- Dustin Salomon's 2016 book Building Shooters is subtitled Applying Neuroscience Research to Tactical System
Training Design and Training Delivery. The latter part of the book is mostly oriented toward restructuring firearms
training as it is conducted in a relatively extended academy setting.
- Most people reading this will be taking training in the private sector - typically on a condensed time frame of one day
to four or five days - where some of the proposed training model would not apply. This difference will be most crucial
for those who will be developing the basic skills and what follows is intended to help overcome the contradiction.
- First, the simplified model of how learning takes place and gets "cemented" or consolidated:
- New information or skills are recorded in short-term memory, which is similar to the RAM (Random Access Memory) in
your computer. However, even recording in short-term memory requires that the new material get past the brain's
unconscious "filtering" of all the stimuli to which it is subjected. One factor influencing retention in short-term
memory is that there is a limit to how much information can be retained without new information replacing earlier
information.
- In order for learned information or skills to be retained, they must be consolidated into long-term memory. For
our purposes, long-term memory is divided into procedural memory - where physical skills that don't require
conscious thought are stored - and declarative memory - where information (data) and physical skills that do
require conscious thought are stored. The real challenge is consolidating long-term procedural memory.
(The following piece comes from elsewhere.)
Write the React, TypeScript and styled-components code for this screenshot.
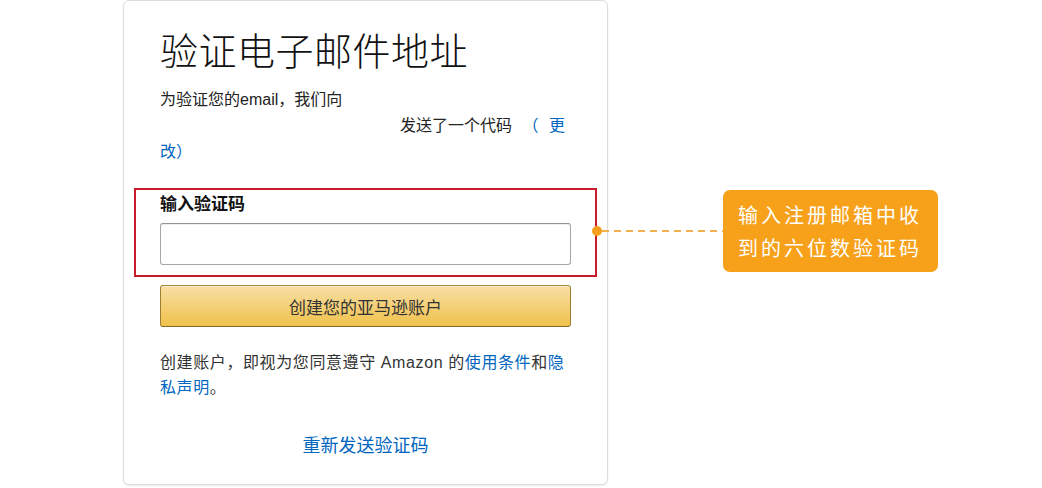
import { createGlobalStyle, styled } from "styled-components";

const GlobalStyle = createGlobalStyle`
  html, body {
    margin: 0;
    padding: 0;
    background: #fff;
    overflow: hidden;
  }
  body {
    font-family: "Liberation Sans", "Noto Sans CJK SC", sans-serif;
    color: #111;
  }
`;

const Page = styled.div`
  width: 1042px;
  height: 488px;
  display: flex;
  align-items: flex-start;
  padding-left: 123px;
  box-sizing: border-box;
`;

const Card = styled.div`
  width: 485px;
  box-sizing: border-box;
  border: 1px solid #dddddd;
  border-radius: 6px;
  box-shadow: 0 1px 2px rgba(0, 0, 0, 0.08);
  padding: 28px 36px 26px;
  background: #fff;
`;

const Title = styled.h1`
  margin: 0;
  font-size: 38px;
  line-height: 46px;
  font-weight: 300;
  color: #111;
  letter-spacing: 0.5px;
`;

const Notice = styled.div`
  margin-top: 12px;
  font-size: 16px;
  line-height: 26px;
  color: #222;
`;

const Line = styled.div<{ $indent?: number }>`
  padding-left: ${(p) => p.$indent ?? 0}px;
  word-spacing: 6px;
`;

const Link = styled.a`
  color: #0066c0;
  text-decoration: none;
  cursor: pointer;
`;

// 注释框：红框包住输入区域，右边挂着橙色说明
const Highlight = styled.div`
  position: relative;
  margin: 23px -26px 0;
  padding: 5px 24px 10px;
  border: 2px solid #c91c2a;
`;

const Label = styled.label`
  display: block;
  font-size: 17px;
  line-height: 20px;
  font-weight: 700;
  color: #111;
`;

const Input = styled.input`
  display: block;
  width: 100%;
  height: 42px;
  margin-top: 8px;
  box-sizing: border-box;
  border: 1px solid #a6a6a6;
  border-top-color: #949494;
  border-radius: 3px;
  box-shadow: 0 1px 0 rgba(255, 255, 255, 0.5), 0 1px 0 rgba(0, 0, 0, 0.07) inset;
  outline: none;
  padding: 0 8px;
  font-size: 16px;
`;

const Annotation = styled.div`
  position: absolute;
  left: calc(100% - 3px);
  top: 50%;
  transform: translateY(calc(-50% - 2px));
  display: flex;
  align-items: center;
`;

const Dot = styled.span`
  width: 10px;
  height: 10px;
  border-radius: 50%;
  background: #f5a01c;
  flex-shrink: 0;
`;

const Dashes = styled.span`
  width: 121px;
  height: 2px;
  background: repeating-linear-gradient(
    to right,
    #f2b04e 0 7px,
    transparent 7px 12px
  );
`;

const Callout = styled.div`
  width: 215px;
  height: 82px;
  box-sizing: border-box;
  padding: 8px 15px;
  border-radius: 7px;
  background: #f7a11a;
  color: #fff;
  font-size: 20px;
  line-height: 33px;
  letter-spacing: 3px;
  font-family: "Noto Sans CJK SC", sans-serif;
`;

const SubmitButton = styled.button`
  display: block;
  width: 100%;
  height: 42px;
  margin-top: 8px;
  border: 1px solid;
  border-color: #a88734 #9c7e31 #846a29;
  border-radius: 3px;
  background: linear-gradient(to bottom, #f7dfa5, #f0c14b);
  box-shadow: 0 1px 0 rgba(255, 255, 255, 0.4) inset;
  font-family: "Liberation Sans", "Noto Sans CJK SC", sans-serif;
  font-size: 17px;
  color: #333;
  cursor: pointer;
`;

const Terms = styled.p`
  margin: 23px 0 0;
  font-size: 16px;
  line-height: 25px;
  letter-spacing: 0.6px;
  color: #333;
`;

const Resend = styled.div`
  margin-top: 34px;
  text-align: center;
  font-size: 18px;
  line-height: 24px;
`;

export default function App() {
  return (
    <>
      <GlobalStyle />
      <Page>
        <Card>
          <Title>验证电子邮件地址</Title>
          <Notice>
            <Line>为验证您的email，我们向</Line>
            <Line $indent={240}>
              发送了一个代码 <Link>（ 更</Link>
            </Line>
            <Line>
              <Link>改）</Link>
            </Line>
          </Notice>
          <Highlight>
            <Label htmlFor="code">输入验证码</Label>
            <Input id="code" />
            <Annotation>
              <Dot />
              <Dashes />
              <Callout>
                输入注册邮箱中收
                <br />
                到的六位数验证码
              </Callout>
            </Annotation>
          </Highlight>
          <SubmitButton>创建您的亚马逊账户</SubmitButton>
          <Terms>
            创建账户，即视为您同意遵守 Amazon 的<Link>使用条件</Link>和
            <Link>隐私声明</Link>。
          </Terms>
          <Resend>
            <Link>重新发送验证码</Link>
          </Resend>
        </Card>
      </Page>
    </>
  );
}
Consolidation can be impaired or enhanced by different factors:
- Fear or stress will generally impair consolidation into long-term memory.
- Presentation of too much material per session - particularly alternative or conflicting techniques - will impair
consolidation into long-term memory.
- "Priming" - careful exposure before the training session - will improve consolidation into long-term memory.
- "Off-line time" - both awake and asleep - will improve consolidation into long-term memory.
- With a normal sleep schedule, teaching the crucial material in the afternoon will improve consolidation into long-term
memory.
- So here's the take-home message: If the instructor with whom you will train can recommend some reading material,
preferably illustrated, you can prepare in advance for at least some of the skills that will be taught in the
course.
- Pick one or two skills, such as proper grasp of the gun and sight alignment/sight picture, and practice them safely, in dry-fire mode, in the afternoon or early evening.
- Review those skills the following day, then add one or two more, such as trigger manipulation and stance.
- I'm not really a video fan but I imagine that the same thing can be done with an instructional video but that it would
work better viewing it only through each skill being prepped that day.
- Even without these insights, when I offered live training, I noticed that students who had read my book before the
course seemed to absorb the skills taught on the range much more readily.
- And, as suggested elsewhere, "stage-three training," in the form of force-on-force scenarios,
is probably more productively viewed as testing than as teaching.